The other day I was driving along and that old song ‘The Way’ by Fastball came on the radio. I hadn’t heard it for a long time, but it was one of those songs that I played on repeat when I was a teenager. It’s a song about leaving it all behind, about escaping into the fantasy of the great unknown. With lyrics like,
Anyone can see the road that they walk on is paved in gold
And it’s always summer
They’ll never get cold
They’ll never get hungry
They’ll never get old and gray
You can see their shadows wandering off somewhere
They won’t make it home but they really don’t care
They wanted the highway
They’re happier there today
It’s hard not to participate in that fantasy.
I think it’s safe to say that we all have fantasies like that. I think it’s very normal to look around at all the stress and crap you have to put up with on a daily basis and want to run away from it all. I also think that many of us use or used alcohol to do just that. I know I did.
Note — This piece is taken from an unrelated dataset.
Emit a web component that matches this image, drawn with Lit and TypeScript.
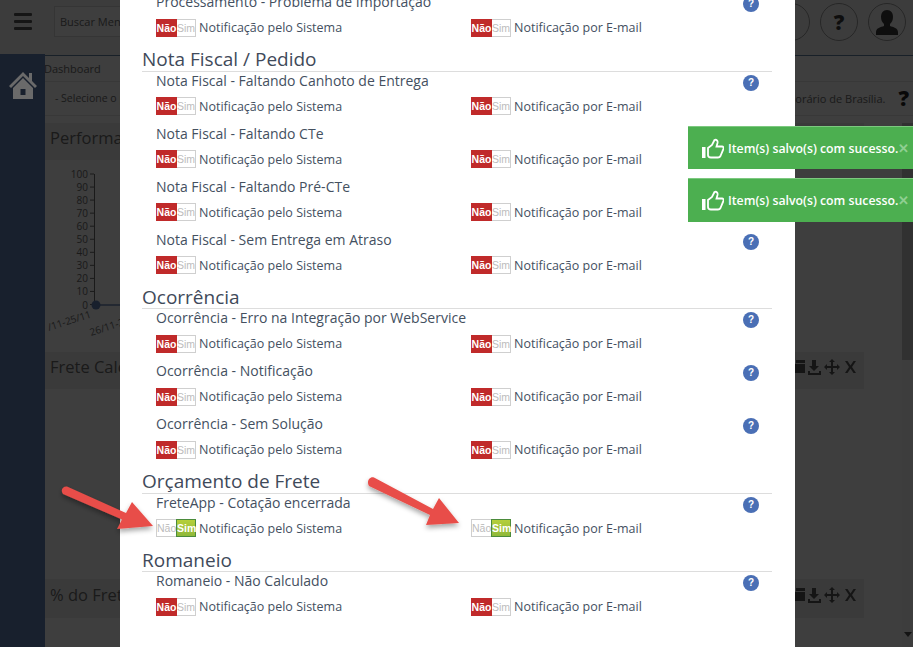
import { LitElement, html, css, svg } from "lit";
import { customElement } from "lit/decorators.js";

type Item = { title: string; on?: boolean };
type Group = { heading?: string; items: Item[] };

const groups: Group[] = [
  { items: [{ title: "Processamento - Problema de Importação" }] },
  {
    heading: "Nota Fiscal / Pedido",
    items: [
      { title: "Nota Fiscal - Faltando Canhoto de Entrega" },
      { title: "Nota Fiscal - Faltando CTe" },
      { title: "Nota Fiscal - Faltando Pré-CTe" },
      { title: "Nota Fiscal - Sem Entrega em Atraso" },
    ],
  },
  {
    heading: "Ocorrência",
    items: [
      { title: "Ocorrência - Erro na Integração por WebService" },
      { title: "Ocorrência - Notificação" },
      { title: "Ocorrência - Sem Solução" },
    ],
  },
  { heading: "Orçamento de Frete", items: [{ title: "FreteApp - Cotação encerrada", on: true }] },
  { heading: "Romaneio", items: [{ title: "Romaneio - Não Calculado" }] },
];

const ticks = [100, 90, 80, 70, 60, 50, 40, 30, 20, 10, 0];

@customElement("app-root")
export class AppRoot extends LitElement {
  static styles = css`
    :host {
      display: block;
      position: relative;
      width: 913px;
      height: 647px;
      overflow: hidden;
      font-family: "Open Sans", "Liberation Sans", sans-serif;
      background: #f5f5f5;
      color: #6a6a6a;
    }
    .page { display: flex; flex-direction: column; height: 647px; }
    .top { display: flex; align-items: center; height: 56px; flex: none; background: #f0f0f0; border-bottom: 1px solid #60809f; box-sizing: border-box; padding: 0 7px 12px 14px; }
    .burger { display: flex; flex-direction: column; gap: 4px; width: 18px; margin-right: 22px; }
    .burger i { display: block; height: 3px; background: #555; border-radius: 1px; }
    .search { width: 200px; height: 31px; box-sizing: border-box; border: 1px solid #d4d4d4; background: #f6f6f6; font-size: 11px; line-height: 29px; padding-left: 5px; }
    .spacer { flex: 1; }
    .circle { width: 38px; height: 38px; box-sizing: border-box; border: 1px solid #999; border-radius: 50%; margin-left: 10px; display: flex; align-items: center; justify-content: center; font-weight: 800; font-size: 21px; color: #3a3a3a; overflow: hidden; }
    .body { display: flex; flex: 1; min-height: 0; }
    .side { width: 45px; flex: none; background: #18202d; position: relative; z-index: 1; margin-top: -2px; display: flex; justify-content: center; align-items: flex-start; padding-top: 17px; box-sizing: border-box; }
    .side svg { width: 28px; height: 28px; }
    .main { flex: 1; display: flex; flex-direction: column; min-width: 0; }
    .crumb { height: 26px; font-size: 11px; line-height: 26px; border-bottom: 1px solid #e0e0e0; box-sizing: border-box; text-indent: -1px; }
    .select { height: 34px; border-bottom: 1px solid #e0e0e0; box-sizing: border-box; font-size: 10.5px; line-height: 33px; padding-left: 10px; display: flex; align-items: center; padding-right: 4px; }
    .select .tz { margin-left: auto; font-size: 11px; margin-right: 13px; }
    .select b { font-size: 21px; color: #222; font-weight: 800; }
    .content { padding-top: 7px; padding-right: 49px; }
    .band { height: 37px; box-sizing: border-box; display: flex; align-items: center; padding: 0 0 8px 5px; font-size: 16.5px; background: #e6e6e6; }
    .band svg { margin-left: auto; margin-right: 1px; width: 70px; height: 16px; }
    .band.tall { height: 39px; }
    .chart { height: 192px; }
    .chart svg { display: block; width: 120px; height: 192px; }
    .gap { height: 190px; }
    .scroll { position: absolute; right: 0; top: 123px; bottom: 0; width: 11px; background: #f1f1f1; }
    .scroll i { display: block; height: 237px; background: #c4c4c4; }
    .scroll s { position: absolute; bottom: 10px; left: 2px; border: 4px solid transparent; border-top: 5px solid #505050; border-bottom: 0; }
    .overlay { position: absolute; inset: 0; background: rgba(0, 0, 0, 0.75); }

    .modal { position: absolute; z-index: 2; left: 120px; top: 0; width: 675px; height: 647px; background: #fff; overflow: hidden; box-sizing: border-box; padding: 0 23px 0 22px; color: #44505f; }
    .list { margin-top: -7px; }
    h3 { margin: 0 0 1px; height: 24.5px; line-height: 27px; font-size: 19px; font-weight: 400; color: #3f4a5a; box-shadow: 0 1px 0 #ddd; white-space: nowrap; }
    .item { height: 53px; padding: 0 13px 0 14px; box-sizing: border-box; }
    .title { height: 19px; line-height: 17px; font-size: 14px; display: flex; justify-content: space-between; align-items: flex-start; margin-bottom: 6px; }
    .help { width: 16px; height: 16px; border-radius: 50%; background: #4a6fb5; color: #fff; font: bold 10px/16px "Liberation Sans", sans-serif; text-align: center; flex: none; margin-top: 3px; }
    .opts { display: flex; font-size: 12.5px; }
    .opt { width: 315px; flex: none; display: flex; align-items: center; gap: 3px; height: 19px; line-height: 19px; white-space: nowrap; }
    .tg { display: flex; width: 40px; height: 18px; font: 10.5px/18px "Liberation Sans", sans-serif; box-sizing: border-box; }
    .tg span { display: block; text-align: center; box-sizing: border-box; }
    .tg .no { width: 21px; }
    .tg .yes { width: 19px; }
    .tg .red { background: #c02a2a; color: #fff; font-weight: 700; line-height: 18px; }
    .tg .green { background: linear-gradient(#b5cf3a, #8fb83a); border: 1px solid #4b8b3b; color: #fff; font-weight: 700; line-height: 16px; width: 20px; }
    .tg .off { background: #fff; color: #bcbcbc; border: 1px solid #cfcfcf; line-height: 16px; }
    .tg .off.yes { border-left: 0; }
    .tg .off.no { border-right: 0; width: 20px; }

    .toasts { position: absolute; z-index: 3; top: 126px; left: 688px; width: 225px; display: flex; flex-direction: column; gap: 9px; }
    .toast { height: 43px; box-sizing: border-box; background: #4caf50; border-top: 1px solid #7cc97f; display: flex; align-items: center; padding-left: 14px; color: #fff; font-size: 12.3px; font-weight: 600; white-space: nowrap; gap: 4px; }
    .toast:last-child { height: 44px; }
    .toast svg { width: 22px; height: 21px; flex: none; }
    .toast em { font-style: normal; color: #8fcf92; font-weight: 800; font-size: 12.5px; margin-left: -4px; }

    .arrows { position: absolute; z-index: 4; left: 0; top: 0; width: 913px; height: 647px; pointer-events: none; overflow: visible; }
  `;

  private toggle(on?: boolean) {
    return html`<div class="tg">
      <span class="no ${on ? "off" : "red"}">Não</span>
      <span class="yes ${on ? "green" : "off"}">Sim</span>
    </div>`;
  }

  private icons() {
    return html`<svg viewBox="0 0 70 16" fill="#555">
      <path d="M1 5h11v9H1z M3 1h9v3H3z" />
      <path d="M19 1h4v6h3l-5 5-5-5h3z M15 12h2v2h9v-2h2v4H15z" />
      <path d="M39 0l3 3h-2v4h4V5l3 3-3 3V9h-4v4h2l-3 3-3-3h2V9h-4v2l-3-3 3-3v2h4V3h-2z" />
      <path d="M52 2h2.5l3 4.5 3-4.5H63l-4 6 4 6h-2.5l-3-4.5-3 4.5H52l4-6z" />
    </svg>`;
  }

  private chart() {
    return html`<svg viewBox="0 0 120 192">
      ${ticks.map((t, i) => {
        const y = 14 + i * 13.05;
        return svg`<text x="43" y="${y + 4}" text-anchor="end" font-size="10" fill="#6a6a6a">${t}</text>
          <line x1="45" x2="49" y1="${y}" y2="${y}" stroke="#6a6a6a" />`;
      })}
      <line x1="49.5" x2="49.5" y1="14" y2="145" stroke="#6a6a6a" />
      <line x1="49" x2="120" y1="145" y2="145" stroke="#6a80b0" stroke-width="1.5" />
      <circle cx="51" cy="145" r="4.5" fill="#6080b4" />
      <text transform="translate(4 171) rotate(-18)" font-size="10" fill="#6a6a6a">/11-25/11</text>
      <text transform="translate(46 176) rotate(-18)" font-size="10" fill="#6a6a6a">26/11-26/11</text>
    </svg>`;
  }

  render() {
    return html`
      <div class="page">
        <div class="top">
          <div class="burger"><i></i><i></i><i></i></div>
          <div class="search">Buscar Menu</div>
          <div class="spacer"></div>
          <div class="circle"></div>
          <div class="circle">?</div>
          <div class="circle">
            <svg width="28" height="30" viewBox="0 0 28 30" fill="#3a3a3a"><path d="M14 3c4 0 6 3 6 7 0 3-1 5-3 7v2c3 1 8 2 8 6v3H3v-3c0-4 5-5 8-6v-2c-2-2-3-4-3-7 0-4 2-7 6-7z" /></svg>
          </div>
        </div>
        <div class="body">
          <div class="side">
            <svg viewBox="0 0 28 28" fill="#6a6a6a">
              <path d="M14 1L0 15l2 2L14 5l12 12 2-2-5-5V2h-3v5z" />
              <path d="M4 17L14 7l10 10v11H4zM11.500 18v6h5v-6z" fill-rule="evenodd" />
            </svg>
          </div>
          <div class="main">
            <div class="crumb">Dashboard</div>
            <div class="select"><span>- Selecione o período</span><span class="tz">Horário de Brasília.</span><b>?</b></div>
            <div class="content">
              <div class="band">Performance</div>
              <div class="chart">${this.chart()}</div>
              <div class="band">Frete Calculado ${this.icons()}</div>
              <div class="gap"></div>
              <div class="band tall">% do Frete ${this.icons()}</div>
            </div>
          </div>
        </div>
      </div>
      <div class="scroll"><i></i><s></s></div>
      <div class="overlay"></div>
      <div class="modal">
        <div class="list">
          ${groups.map(
            (g) => html`
              ${g.heading ? html`<h3>${g.heading}</h3>` : ""}
              ${g.items.map(
                (it) => html`<div class="item">
                  <div class="title"><span>${it.title}</span><span class="help">?</span></div>
                  <div class="opts">
                    <div class="opt">${this.toggle(it.on)}<span>Notificação pelo Sistema</span></div>
                    <div class="opt">${this.toggle(it.on)}<span>Notificação por E-mail</span></div>
                  </div>
                </div>`
              )}
            `
          )}
        </div>
      </div>
      <div class="toasts">
        ${[0, 1].map(
          () => html`<div class="toast">
            <svg viewBox="0 0 22 21">
              <rect x="0" y="9" width="3.500" height="11" fill="#fff" />
              <path d="M6 10l4-3 2.500-5c2-1 3.500 1 3 3l-1 3.500h5.500c1.500 0 2 1.500 1.200 3l-2.700 6.500c-.5 1-1.500 1.500-2.500 1.500H9c-2 0-3-1-3-2.500z" fill="none" stroke="#fff" stroke-width="1.800" />
            </svg>
            <span>Item(s) salvo(s) com sucesso.</span><em>✕</em>
          </div>`
        )}
      </div>
      <svg class="arrows" viewBox="0 0 913 647">
        <defs>
          <filter id="sh" x="-30%" y="-30%" width="160%" height="160%">
            <feDropShadow dx="0" dy="3" stdDeviation="2.500" flood-color="#000" flood-opacity="0.35" />
          </filter>
        </defs>
        <g fill="#e84e48" filter="url(#sh)">
          <path d="M67 486.500L126 513L132 502L153 526L117 529L122 519.500L63 494C60 490 63 486 67 486.500z" />
          <path d="M374 477.500L433 509L439 498L459 523L426 525L430 515L369 486C366 481 370 476 374 477.500z" />
        </g>
      </svg>
    `;
  }
}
Since I stopped drinking, it has been very important to be mindful of my desire to escape reality. That has been especially true recently, when work has been both busy and stressful pretty much 24/7 and the state of the world is increasingly troubling. Snidely ( the devil on my shoulder) is always there, always happy to remind me that a few drinks would “take care” of all that stress. With my emotional bandwidth down to almost nothing, he knows that all he has to do is get his foot in the door. Unfortunately for him, I’ve gotten really good at playing the tape forward. I know that yes, a couple – literally TWO – drinks would probably take the edge off. I also know that I am totally and completely incapable of stopping at two. Never could, never will. So then, where does that leave me? What do I do when I need to escape but drinking isn’t an option?
I don’t want to sound preachy here, but I strongly suggest that you ask yourselves that question, especially if you’re new to this alcohol-free journey. Not only do I suggest that you ask, I suggest that you do your level best to come up with a list of three to five things you can do that will provide you with that sense of escape without looking for it at the bottom of a bottle. Make an escape plan, because you never know when you’re going to need it.
My escape plan depends on what I feel like I need to escape from. If the noise and stress of the world is bothering me, I lock the bathroom door, put on a facemask, sink into a hot Epsom-salt bath, put some soothing new-agey music on in the background, and close my eyes. If I’ve just plain had enough of today but I’m not tired and my mind wants to stay focused on something, I either work a puzzle or read. There is nothing like reading to take me right out of my own world and into another one. If I’m tired and just don’t feel like doing much of anything, I typically play video games or watch a favorite movie or TV show. Then of course, there’s sleep. Sleep is a wonderful way to escape from reality. It’s not my number one go to by any means, but sometimes, there’s nothing else for it. I suppose you could say I have a key ring equipped with all the keys I need to open whatever lock happens to be in front of me. None of those keys is alcohol.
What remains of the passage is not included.